━━ INPUT ROWS
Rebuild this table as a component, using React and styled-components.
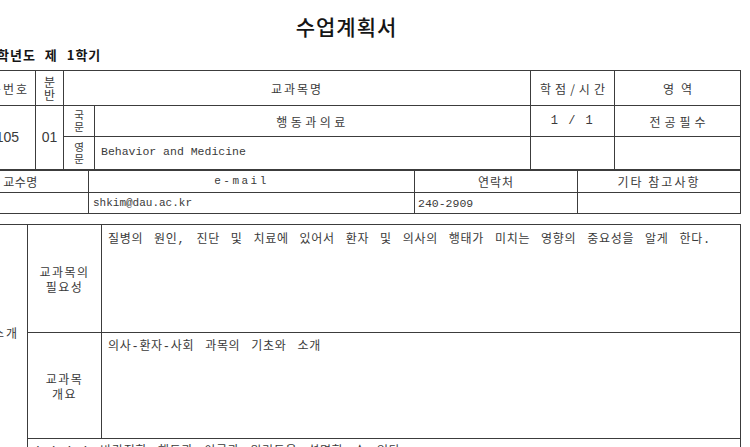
import React from 'react'
import styled, { createGlobalStyle } from 'styled-components'

const KR = '"Noto Sans CJK KR", sans-serif'
const MONO = '"Liberation Mono", "Noto Sans CJK KR", monospace'
const LINE = '#3c3c3c'

const GlobalStyle = createGlobalStyle`
	html, body {
		margin: 0;
		padding: 0;
		background: #ffffff;
		overflow: hidden;
	}

	body {
		font-family: ${KR};
		color: #3a3a3a;
	}
`

const Page = styled.div`
	width: 789px;
	margin-left: -48px;
	padding-top: 14px;
	display: flex;
	flex-direction: column;
`

const Title = styled.h1`
	margin: 0;
	font-size: 21px;
	line-height: 24px;
	font-weight: 500;
	letter-spacing: 1px;
	text-align: center;
	color: #151515;
`

const Term = styled.div`
	margin: 9px 0 7px;
	padding-left: 45px;
	font-size: 13px;
	line-height: 16px;
	font-weight: 700;
	letter-spacing: 1px;
	word-spacing: 5px;
	color: #151515;
`

const Grid = styled.div`
	display: grid;
	grid-template-columns: ${p => p.$cols};
	grid-template-rows: ${p => p.$rows};
	margin-top: ${p => p.$gap || 0}px;
	border-top: 1px solid ${LINE};
	border-left: 1px solid ${LINE};
`

const align = p => (p.$left ? 'flex-start' : p.$right ? 'flex-end' : 'center')

const Cell = styled.div`
	box-sizing: border-box;
	grid-column: ${p => p.$col};
	grid-row: ${p => p.$row || 'auto'};
	display: flex;
	align-items: ${p => (p.$top ? 'flex-start' : 'center')};
	justify-content: ${align};
	padding: ${p => p.$pad || '0'};
	border-right: 1px solid ${LINE};
	border-bottom: ${p => (p.$open ? 'none' : `1px solid ${LINE}`)};
	overflow: hidden;
	font-size: 12px;
	line-height: 15px;
	letter-spacing: ${p => (p.$ls != null ? p.$ls : 2)}px;
	text-align: center;
	white-space: pre;
`

const Stack = styled.span`
	font-size: ${p => p.$size || 12}px;
	line-height: ${p => p.$lh || 13}px;
	letter-spacing: 0;
`

const Num = styled.span`
	font-family: "Liberation Sans", sans-serif;
	font-size: 14px;
	letter-spacing: 0;
`

const Mono = styled.span`
	font-family: ${MONO};
	font-size: ${p => p.$size || 11.5}px;
	letter-spacing: ${p => p.$ls || 0}px;
`

const Body = styled.p`
	margin: 0;
	font-family: ${MONO};
	font-size: 12px;
	line-height: 16px;
	letter-spacing: 0.7px;
	word-spacing: 3px;
	text-align: left;
`

function App() {
	return (
		<>
			<GlobalStyle />
			<Page>
				<Title>수업계획서</Title>
				<Term>학년도 제 1학기</Term>

				<Grid $cols="83px 28px 31px 436px 84px 126px" $rows="35px 31px 33px">
					<Cell $col="1" $row="1" $right $pad="0 6px 0 0">과목번호</Cell>
					<Cell $col="2" $row="1"><Stack>{'분\n반'}</Stack></Cell>
					<Cell $col="3 / 5" $row="1">교과목명</Cell>
					<Cell $col="5" $row="1" $ls={4} $pad="0 0 0 4px">학점/시간</Cell>
					<Cell $col="6" $row="1" $ls={7} $pad="0 0 0 7px">영역</Cell>

					<Cell $col="1" $row="2 / 4" $right $pad="0 16px 0 0"><Num>105</Num></Cell>
					<Cell $col="2" $row="2 / 4"><Num>01</Num></Cell>
					<Cell $col="3" $row="2"><Stack $size={10.5} $lh={12}>{'국\n문'}</Stack></Cell>
					<Cell $col="4" $row="2" $ls={3.5}>행동과의료</Cell>
					<Cell $col="5" $row="2"><Mono $size={12} $ls={1.5}>1 / 1</Mono></Cell>
					<Cell $col="6" $row="2" $ls={4} $pad="0 0 0 4px">전공필수</Cell>

					<Cell $col="3" $row="3"><Stack $size={10.5} $lh={12}>{'영\n문'}</Stack></Cell>
					<Cell $col="4" $row="3" $left $pad="0 0 3px 6px"><Mono>Behavior and Medicine</Mono></Cell>
					<Cell $col="5" $row="3" />
					<Cell $col="6" $row="3" />
				</Grid>

				<Grid $cols="136px 326px 163px 163px" $rows="22px 21px">
					<Cell $col="1" $row="1" $ls={0.5}>교수명</Cell>
					<Cell $col="2" $row="1" $pad="0 20px 0 0"><Mono $size={11} $ls={2.5}>e-mail</Mono></Cell>
					<Cell $col="3" $row="1" $ls={1}>연락처</Cell>
					<Cell $col="4" $row="1">기타 참고사항</Cell>

					<Cell $col="1" $row="2" />
					<Cell $col="2" $row="2" $left $pad="0 0 0 4px"><Mono $size={11}>shkim@dau.ac.kr</Mono></Cell>
					<Cell $col="3" $row="2" $left $pad="0 0 0 3px"><Mono $size={11.5}>240-2909</Mono></Cell>
					<Cell $col="4" $row="2" />
				</Grid>

				<Grid $cols="75px 74px 639px" $rows="108px 106px 40px" $gap={10}>
					<Cell $col="1" $row="1 / 3" $open $right $pad="0 8px 0 0">과목소개</Cell>
					<Cell $col="2" $row="1" $ls={1.5}>{'교과목의\n필요성'}</Cell>
					<Cell $col="3" $row="1" $top $left $pad="7px 0 0 6px">
						<Body>질병의 원인, 진단 및 치료에 있어서 환자 및 의사의 행태가 미치는 영향의 중요성을 알게 한다.</Body>
					</Cell>

					<Cell $col="2" $row="2" $ls={1.5}>{'교과목\n개요'}</Cell>
					<Cell $col="3" $row="2" $top $left $pad="6px 0 0 6px">
						<Body>의사-환자-사회 과목의 기초와 소개</Body>
					</Cell>

					<Cell $col="1" $row="3" $open />
					<Cell $col="2 / 4" $row="3" $top $left $pad="5px 0 0 6px">
						<Body>1.1.1.1 바람직한 행동과 이론과 원리들을 설명할 수 있다.</Body>
					</Cell>
				</Grid>
			</Page>
		</>
	)
}

export default App
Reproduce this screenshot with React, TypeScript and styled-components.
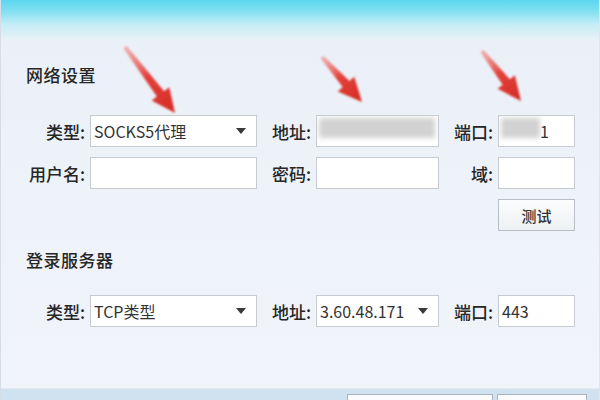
import React from 'react';
import styled, { createGlobalStyle } from 'styled-components';

const Global = createGlobalStyle`
    html, body {
        margin: 0;
        padding: 0;
        background: #eef2f9;
    }
    * { box-sizing: border-box; }
`;

const font = `"Microsoft YaHei", "Noto Sans CJK SC", "Noto Sans", sans-serif`;

const Styles = {
    Window: styled.div`
        position: relative;
        width: 600px;
        height: 400px;
        overflow: hidden;
        display: flex;
        flex-direction: column;
        background: linear-gradient(180deg, #eaf0f8 0%, #eef2f9 50%, #f1f4fa 100%);
        border-left: 1px solid #d6dde6;
        border-right: 1px solid #dfe5ec;
        font-family: ${font};
        color: #333;
    `,

    TitleBar: styled.div`
        height: 40px;
        flex-shrink: 0;
        background: linear-gradient(180deg, #5ad6ee 0%, #86e1f2 30%, #c6edf6 62%, #e9f1f8 100%);
    `,

    Content: styled.div`
        flex: 1;
        padding: 23px 0 0 20px;
    `,

    Heading: styled.h2<{ $gap: number }>`
        margin: 0 0 ${p => p.$gap}px 5px;
        font-size: 17px;
        line-height: 24px;
        font-weight: 500;
        color: #262626;
        letter-spacing: 0.5px;
    `,

    Grid: styled.div<{ $bottom: number }>`
        display: grid;
        grid-template-columns: 65px 167px 51px 123px 51px 77px;
        grid-auto-rows: 32px;
        column-gap: 4px;
        row-gap: 10px;
        margin-bottom: ${p => p.$bottom}px;
    `,

    Label: styled.label`
        display: flex;
        align-items: center;
        justify-content: flex-end;
        padding-right: 1px;
        font-size: 17px;
        font-weight: 500;
        color: #262626;
        white-space: nowrap;
    `,

    Field: styled.div`
        position: relative;
        display: flex;
        align-items: center;
        overflow: hidden;
        background: #fff;
        border: 1px solid #c6cad1;
        padding: 0 3px;
        font-size: 16px;
        color: #333;
    `,

    Caret: styled.span`
        margin-left: auto;
        margin-right: 7px;
        width: 0;
        height: 0;
        border-left: 5px solid transparent;
        border-right: 5px solid transparent;
        border-top: 6px solid #3a3a3a;
    `,

    Blur: styled.div<{ $w: string }>`
        position: absolute;
        left: 2px;
        top: 2px;
        height: 20px;
        width: ${p => p.$w};
        background: #d2d2d2;
        filter: blur(2.5px);
    `,

    Value: styled.span<{ $right?: boolean }>`
        position: relative;
        margin-left: ${p => (p.$right ? 'auto' : '0')};
        margin-right: ${p => (p.$right ? '22px' : '0')};
    `,

    Button: styled.button`
        grid-column: 6;
        font-family: ${font};
        font-size: 15px;
        font-weight: 500;
        color: #333;
        background: linear-gradient(180deg, #fbfcfd 0%, #eef1f4 100%);
        border: 1px solid #b9bec6;
        padding: 0;
    `,

    Footer: styled.div`
        height: 12px;
        flex-shrink: 0;
        display: flex;
        justify-content: flex-end;
        gap: 4px;
        padding: 5px 12px 0 0;
        background: #d0e2f0;
        border-top: 1px solid #e2ebf3;
        overflow: hidden;
    `,

    FooterButton: styled.button<{ $w: number }>`
        width: ${p => p.$w}px;
        height: 28px;
        flex-shrink: 0;
        font-family: ${font};
        font-size: 14px;
        background: #f9fbfd;
        border: 1px solid #a9b2bd;
    `,

    Overlay: styled.svg`
        position: absolute;
        left: 0;
        top: 0;
        pointer-events: none;
    `,
};

type Pt = [number, number];

const arrowPoints = (tail: Pt, tip: Pt) => {
    const dx = tip[0] - tail[0];
    const dy = tip[1] - tail[1];
    const len = Math.hypot(dx, dy);
    const ux = dx / len;
    const uy = dy / len;
    const nx = -uy;
    const ny = ux;
    const neck: Pt = [tip[0] - ux * 24, tip[1] - uy * 24];
    const at = (p: Pt, s: number): string => `${(p[0] + nx * s).toFixed(1)},${(p[1] + ny * s).toFixed(1)}`;
    return [
        at(tail, 2),
        at(neck, 4.5),
        at(neck, 11),
        `${tip[0]},${tip[1]}`,
        at(neck, -11),
        at(neck, -4.5),
        at(tail, -2),
    ].join(' ');
};

const arrows: { tail: Pt; tip: Pt }[] = [
    { tail: [124, 47], tip: [174, 113] },
    { tail: [321, 57], tip: [361, 102] },
    { tail: [481, 51], tip: [520, 101] },
];

const Arrows: React.FC = () => (
    <Styles.Overlay width={600} height={400} viewBox="0 0 600 400">
        <defs>
            <filter id="soft" x="-20%" y="-20%" width="140%" height="140%">
                <feGaussianBlur stdDeviation="0.9" />
            </filter>
        </defs>
        {arrows.map((a, i) => (
            <g key={i} filter="url(#soft)">
                <linearGradient
                    id={`ag${i}`}
                    gradientUnits="userSpaceOnUse"
                    x1={a.tail[0]}
                    y1={a.tail[1]}
                    x2={a.tip[0]}
                    y2={a.tip[1]}
                >
                    <stop offset="0" stopColor="#f08a86" stopOpacity="0.6" />
                    <stop offset="0.45" stopColor="#e3413a" />
                    <stop offset="1" stopColor="#d42b25" />
                </linearGradient>
                <polygon points={arrowPoints(a.tail, a.tip)} fill={`url(#ag${i})`} />
            </g>
        ))}
    </Styles.Overlay>
);

const App: React.FC = () => (
    <>
        <Global />
        <Styles.Window>
            <Styles.TitleBar />
            <Styles.Content>
                <Styles.Heading $gap={28}>网络设置</Styles.Heading>
                <Styles.Grid $bottom={17}>
                    <Styles.Label>类型:</Styles.Label>
                    <Styles.Field>
                        <Styles.Value>SOCKS5代理</Styles.Value>
                        <Styles.Caret />
                    </Styles.Field>
                    <Styles.Label>地址:</Styles.Label>
                    <Styles.Field>
                        <Styles.Blur $w="96%" />
                    </Styles.Field>
                    <Styles.Label>端口:</Styles.Label>
                    <Styles.Field>
                        <Styles.Blur $w="52%" />
                        <Styles.Value $right>1</Styles.Value>
                    </Styles.Field>

                    <Styles.Label>用户名:</Styles.Label>
                    <Styles.Field />
                    <Styles.Label>密码:</Styles.Label>
                    <Styles.Field />
                    <Styles.Label>域:</Styles.Label>
                    <Styles.Field />

                    <Styles.Button>测试</Styles.Button>
                </Styles.Grid>

                <Styles.Heading $gap={23}>登录服务器</Styles.Heading>
                <Styles.Grid $bottom={0}>
                    <Styles.Label>类型:</Styles.Label>
                    <Styles.Field>
                        <Styles.Value>TCP类型</Styles.Value>
                        <Styles.Caret />
                    </Styles.Field>
                    <Styles.Label>地址:</Styles.Label>
                    <Styles.Field>
                        <Styles.Value>3.60.48.171</Styles.Value>
                        <Styles.Caret />
                    </Styles.Field>
                    <Styles.Label>端口:</Styles.Label>
                    <Styles.Field>
                        <Styles.Value>443</Styles.Value>
                    </Styles.Field>
                </Styles.Grid>
            </Styles.Content>
            <Styles.Footer>
                <Styles.FooterButton $w={146}>上一步(B)</Styles.FooterButton>
                <Styles.FooterButton $w={90}>下一步(N)</Styles.FooterButton>
            </Styles.Footer>
            <Arrows />
        </Styles.Window>
    </>
);

export default App;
━━━━
GOAL: Restate the material word for word from its first line through the line containing "const align = p", both included; the pictures do not belong in it.

COMPLETED TASK:
Rebuild this table as a component, using React and styled-components.
import React from 'react'
import styled, { createGlobalStyle } from 'styled-components'

const KR = '"Noto Sans CJK KR", sans-serif'
const MONO = '"Liberation Mono", "Noto Sans CJK KR", monospace'
const LINE = '#3c3c3c'

const GlobalStyle = createGlobalStyle`
	html, body {
		margin: 0;
		padding: 0;
		background: #ffffff;
		overflow: hidden;
	}

	body {
		font-family: ${KR};
		color: #3a3a3a;
	}
`

const Page = styled.div`
	width: 789px;
	margin-left: -48px;
	padding-top: 14px;
	display: flex;
	flex-direction: column;
`

const Title = styled.h1`
	margin: 0;
	font-size: 21px;
	line-height: 24px;
	font-weight: 500;
	letter-spacing: 1px;
	text-align: center;
	color: #151515;
`

const Term = styled.div`
	margin: 9px 0 7px;
	padding-left: 45px;
	font-size: 13px;
	line-height: 16px;
	font-weight: 700;
	letter-spacing: 1px;
	word-spacing: 5px;
	color: #151515;
`

const Grid = styled.div`
	display: grid;
	grid-template-columns: ${p => p.$cols};
	grid-template-rows: ${p => p.$rows};
	margin-top: ${p => p.$gap || 0}px;
	border-top: 1px solid ${LINE};
	border-left: 1px solid ${LINE};
`

const align = p => (p.$left ? 'flex-start' : p.$right ? 'flex-end' : 'center')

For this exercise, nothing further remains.